Source excerpt ::
* start *

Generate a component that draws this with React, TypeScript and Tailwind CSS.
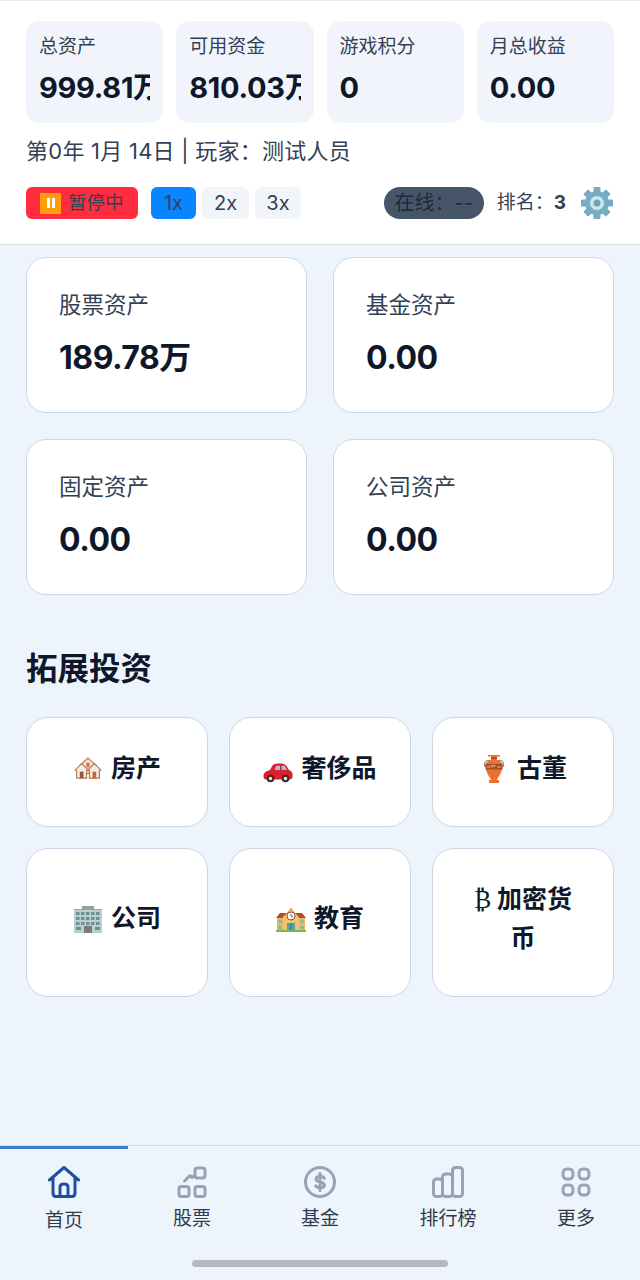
import React from 'react';

const FONT = 'font-["Inter","Noto_Sans_CJK_SC",sans-serif]';

const STATS = [
  { label: '总资产', value: '999.81万', clipped: true },
  { label: '可用资金', value: '810.03万', clipped: true },
  { label: '游戏积分', value: '0', clipped: false },
  { label: '月总收益', value: '0.00', clipped: false },
];

const ASSETS = [
  { label: '股票资产', value: '189.78万' },
  { label: '基金资产', value: '0.00' },
  { label: '固定资产', value: '0.00' },
  { label: '公司资产', value: '0.00' },
];

const Houses = () => (
  <svg width="30" height="26" viewBox="-1.500 -1 33 28">
    <path d="M15 1 L24 9 V18 H6 V9 Z" fill="#f3e2d2" stroke="#b5784f" strokeWidth="1.2" />
    <ellipse cx="15" cy="8.500" rx="2" ry="3" fill="#d07a4d" />
    <path d="M8 7 L15 14 L13.500 14.500 V23 H2.500 V14.500 L1 14 Z" fill="#f6ebdf" stroke="#b5784f" strokeWidth="1.2" />
    <path d="M22 7 L29 14 L27.500 14.500 V23 H16.500 V14.500 L15 14 Z" fill="#f6ebdf" stroke="#c4683c" strokeWidth="1.2" />
    <rect x="6" y="16" width="4" height="7" fill="#8a5a44" />
    <rect x="20" y="16" width="4" height="7" fill="#c4683c" />
  </svg>
);

const Car = () => (
  <svg width="30" height="31" viewBox="0 -10 30 31">
    <path d="M.5 13 C.5 10 3 8 7 7 L9.500 2.500 C10.500 1 13 .5 16 .5 C20 .5 22 1 23.500 3 L26 7 C29 8 30 10.500 29.500 14 C29 16.500 27 16.500 25 16.500 H5 C2 16.500 .5 16 .5 13 Z" fill="#dd1e2c" />
    <path d="M11.500 7 L13.200 2.800 H17 V7 Z M18.500 7 V2.800 H21.800 L24 7 Z" fill="#9cc3d8" />
    <circle cx="7.500" cy="15.500" r="3.800" fill="#3a2a2a" />
    <circle cx="7.500" cy="15.500" r="1.700" fill="#e8e8e8" />
    <circle cx="22.500" cy="15.500" r="3.800" fill="#3a2a2a" />
    <circle cx="22.500" cy="15.500" r="1.700" fill="#e8e8e8" />
  </svg>
);

const Amphora = () => (
  <svg width="30" height="30" viewBox="-5 0 30 30">
    <path d="M4 1 H16 V2.500 H13 V6 C17 7 19 9 18.500 13 C18 19 14 23 13 26 H15 V29 H5 V26 H7 C6 23 2 19 1.500 13 C1 9 3 7 7 6 V2.500 H4 Z" fill="#ee6f30" />
    <path d="M6 7 C2 5 0 8 .8 13 M14 7 C18 5 20 8 19.200 13" fill="none" stroke="#8a5a40" strokeWidth="1" />
    <rect x="1.600" y="10" width="16.800" height="5.500" fill="#a0522a" />
    <path d="M3 13 H6 V11.500 M8 14 V11.500 H11 V13 M13 13 H17" fill="none" stroke="#f5a878" strokeWidth="1" />
    <rect x="7" y="3" width="6" height="2" fill="#a0522a" />
  </svg>
);

const Office = () => (
  <svg width="30" height="27" viewBox="0 0 30 27">
    <rect x="1" y="3" width="28" height="24" fill="#b9d0cf" />
    <rect x="9" y="0" width="12" height="3" fill="#8fa6a6" />
    <rect x="1" y="3" width="28" height="1" fill="#8fa6a6" />
    {[6, 11, 16].map((y) => [3, 8, 13, 18, 23].map((x) => (
      <rect key={`${x}-${y}`} x={x} y={y} width="3.500" height="3" fill="#6b9296" />
    )))}
    <rect x="3" y="21" width="5" height="3" fill="#6b9296" />
    <rect x="22" y="21" width="5" height="3" fill="#6b9296" />
    <rect x="11" y="20" width="8" height="7" fill="#77797c" />
  </svg>
);

const School = () => (
  <svg width="30" height="26" viewBox="0 0 30 26">
    <rect x="1" y="11" width="28" height="14" fill="#efb55d" />
    <path d="M0 12 L4 7 H11 L15 2 L19 7 H26 L30 12 Z" fill="#b94a2c" />
    <path d="M7 25 V11 L15 3 L23 11 V25 Z" fill="#f2c26f" />
    <circle cx="15" cy="10" r="4" fill="#fff" stroke="#8a5a2c" strokeWidth="1" />
    <path d="M15 8 V10 L17 11" stroke="#333" strokeWidth=".8" fill="none" />
    <rect x="11" y="17" width="8" height="8" fill="#4fa3a8" />
    <rect x="14.500" y="17" width="1" height="8" fill="#2f7478" />
    <rect x="2.500" y="14" width="3" height="3" fill="#7fb7a0" />
    <rect x="2.500" y="20" width="3" height="3" fill="#7fb7a0" />
    <rect x="24.500" y="14" width="3" height="3" fill="#7fb7a0" />
    <rect x="24.500" y="20" width="3" height="3" fill="#7fb7a0" />
    <rect x="0" y="24" width="30" height="2" fill="#79b84a" />
  </svg>
);

const Gear = () => (
  <svg width="34" height="34" viewBox="0 0 34 34">
    <g fill="#74adc4">
      {[0, 45, 90, 135, 180, 225, 270, 315].map((a) => (
        <rect key={a} x="13.500" y="1" width="7" height="8" rx="1" transform={`rotate(${a} 17 17)`} />
      ))}
      <circle cx="17" cy="17" r="12" />
    </g>
    <circle cx="17" cy="17" r="7" fill="#d3e4ea" />
    <circle cx="17" cy="17" r="3.500" fill="#6ea3ba" />
  </svg>
);

const NAV_STROKE = '#94a3b5';

const NAV = [
  {
    label: '首页',
    icon: (
      <svg width="32" height="32" viewBox="0 0 32 32" fill="none" stroke="#1e4fa3" strokeWidth="3" strokeLinejoin="round" strokeLinecap="round">
        <path d="M1.500 14 L16 1.500 L30.500 14" />
        <path d="M5 12 V27 C5 29.500 6 30.500 8 30.500 H24 C26 30.500 27 29.500 27 27 V12" />
        <path d="M12 30.500 V21 C12 19 13 18 16 18 C19 18 20 19 20 21 V30.500" />
      </svg>
    ),
  },
  {
    label: '股票',
    icon: (
      <svg width="30" height="32" viewBox="0 0 30 32" fill="none" stroke={NAV_STROKE} strokeWidth="3" strokeLinejoin="round" strokeLinecap="round">
        <rect x="2" y="20.500" width="10" height="10" rx="2.500" />
        <rect x="18" y="20.500" width="10" height="10" rx="2.500" />
        <rect x="18" y="2" width="10" height="10" rx="2.500" />
        <path d="M7.500 15 L13 9.500 L15 11.500 L17.500 9.500" />
      </svg>
    ),
  },
  {
    label: '基金',
    icon: (
      <svg width="32" height="32" viewBox="0 0 32 32" fill="none" stroke={NAV_STROKE} strokeWidth="3" strokeLinecap="round">
        <circle cx="16" cy="16" r="14.500" />
        <path d="M20.200 12.300 C19.500 10.800 18 10.300 16 10.300 C13.800 10.300 12 11.400 12 13.100 C12 17 20.400 15 20.400 19 C20.400 20.800 18.500 21.800 16 21.800 C14 21.800 12.500 21.200 11.700 19.800 M16 7.500 V24.500" />
      </svg>
    ),
  },
  {
    label: '排行榜',
    icon: (
      <svg width="32" height="32" viewBox="0 0 32 32" fill="none" stroke={NAV_STROKE} strokeWidth="3" strokeLinejoin="round">
        <rect x="1.500" y="13" width="9" height="17.500" rx="3" />
        <rect x="10.500" y="8" width="10" height="22.500" rx="3" />
        <rect x="20.500" y="1.500" width="10" height="29" rx="3" />
      </svg>
    ),
  },
  {
    label: '更多',
    icon: (
      <svg width="30" height="30" viewBox="0 0 30 30" fill="none" stroke={NAV_STROKE} strokeWidth="3">
        <rect x="2" y="2" width="10" height="10" rx="4" />
        <rect x="18" y="2" width="10" height="10" rx="4" />
        <rect x="2" y="18" width="10" height="10" rx="4" />
        <rect x="18" y="18" width="10" height="10" rx="4" />
      </svg>
    ),
  },
];

const INVEST = [
  { label: '房产', icon: <Houses /> },
  { label: '奢侈品', icon: <Car /> },
  { label: '古董', icon: <Amphora /> },
  { label: '公司', icon: <Office /> },
  { label: '教育', icon: <School /> },
];

export default function App() {
  return (
    <div className={`${FONT} flex h-[1280px] w-[640px] flex-col overflow-hidden bg-[#eef4fb] text-[#0f172a]`}>
      {/* 顶部资产栏 */}
      <div className="flex-none border-t border-b border-t-[#e8ecf1] border-b-[#d5dde6] bg-white px-[26px] pt-[20px] pb-[25px]">
        <div className="grid grid-cols-4 gap-[13px]">
          {STATS.map((s) => (
            <div key={s.label} className="relative h-[102px] overflow-hidden rounded-[14px] bg-[#f1f5fb] px-[13px] pt-[13px]">
              <div className="text-[19px] leading-[26px] text-[#334155]">{s.label}</div>
              <div className="mt-[10px] overflow-hidden whitespace-nowrap text-[29px] leading-[36px] font-bold tracking-[-0.3px]">{s.value}</div>
              {s.clipped && <span className="absolute top-[75px] right-[13px] h-[3px] w-[2px] bg-[#0f172a]" />}
            </div>
          ))}
        </div>
        <div className="mt-[11px] text-[22px] leading-[34px] tracking-[0.25px] text-[#334155]">第0年 1月 14日 | 玩家：测试人员</div>
        <div className="mt-[19px] flex h-[32px] items-center">
          <div className="flex h-[32px] w-[112px] items-center rounded-[6px] bg-[#ff2d3d] pl-[14px] text-[18.5px] text-[#334155]">
            <span className="flex h-[21px] w-[21px] items-center justify-center gap-[2px] bg-[#ff9d0a]">
              <span className="h-[10px] w-[3px] bg-white" />
              <span className="h-[10px] w-[3px] bg-white" />
            </span>
            <span className="ml-[7px]">暂停中</span>
          </div>
          <div className="ml-[13px] flex gap-[6px] text-[20px] text-[#334155]">
            <span className="flex h-[32px] w-[45px] items-center justify-center rounded-[6px] bg-[#0a84ff]">1x</span>
            <span className="flex h-[32px] w-[47px] items-center justify-center rounded-[6px] bg-[#f1f5f9]">2x</span>
            <span className="flex h-[32px] w-[46px] items-center justify-center rounded-[6px] bg-[#f1f5f9]">3x</span>
          </div>
          <div className="ml-auto flex h-[32px] w-[100px] items-center justify-center rounded-full bg-[#475569] text-[20px] text-[#1e293b]">在线：--</div>
          <div className="ml-[13px] text-[19px] text-[#334155]">排名：<span className="font-bold">3</span></div>
          <div className="ml-[14px] flex"><Gear /></div>
        </div>
      </div>

      {/* 主体 */}
      <div className="min-h-0 flex-1 px-[26px] pt-[12px]">
        <div className="grid grid-cols-2 gap-x-[26px] gap-y-[26px]">
          {ASSETS.map((a) => (
            <div key={a.label} className="h-[156px] rounded-[20px] border border-[#cbd8e3] bg-white pt-[30px] pl-[32px]">
              <div className="text-[22.5px] leading-[34px] text-[#334155]">{a.label}</div>
              <div className="mt-[14px] text-[32px] leading-[44px] font-bold tracking-[-0.5px]">{a.value}</div>
            </div>
          ))}
        </div>
        <div className="mt-[52px] text-[31.5px] leading-[44px] font-bold">拓展投资</div>
        <div className="mt-[26px] grid grid-cols-3 gap-x-[21px] gap-y-[21px]">
          {INVEST.map((c) => (
            <div key={c.label} className="flex min-h-[110px] items-center justify-center gap-[8px] rounded-[22px] border border-[#cbd8e3] bg-white pb-[7px] text-[25px] font-bold">
              {c.icon}
              <span>{c.label}</span>
            </div>
          ))}
          <div className="flex min-h-[110px] items-center justify-center rounded-[22px] border border-[#cbd8e3] bg-white px-[30px] pt-[31px] pb-[38px] text-center text-[25px] leading-[39px] font-bold">
            <span><span className="font-['DejaVu_Sans'] font-normal">₿</span> 加密货币</span>
          </div>
        </div>
      </div>

      {/* 底部导航 */}
      <div className="h-[135px] flex-none">
        <div className="h-[3px] border-t border-[#d5dde6]">
          <div className="h-[3px] w-[128px] bg-[#3b82c4]" />
        </div>
        <div className="grid h-[84px] grid-cols-5 pt-[16px]">
          {NAV.map((n, i) => (
            <div key={n.label} className="flex flex-col items-center">
              <div className="flex h-[36px] items-center">{n.icon}</div>
              <div className={i === 0 ? 'mt-[7px] text-[19px] leading-[28px] text-[#2f3b4c]' : 'mt-[5px] text-[19px] leading-[28px] text-[#2f3b4c]'}>{n.label}</div>
            </div>
          ))}
        </div>
        <div className="mx-auto mt-[28px] h-[7px] w-[256px] rounded-full bg-[#b5b9c1]" />
      </div>
    </div>
  );
}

* end *

State the count of lines in the data holding the word "React", adding nothing to it.

2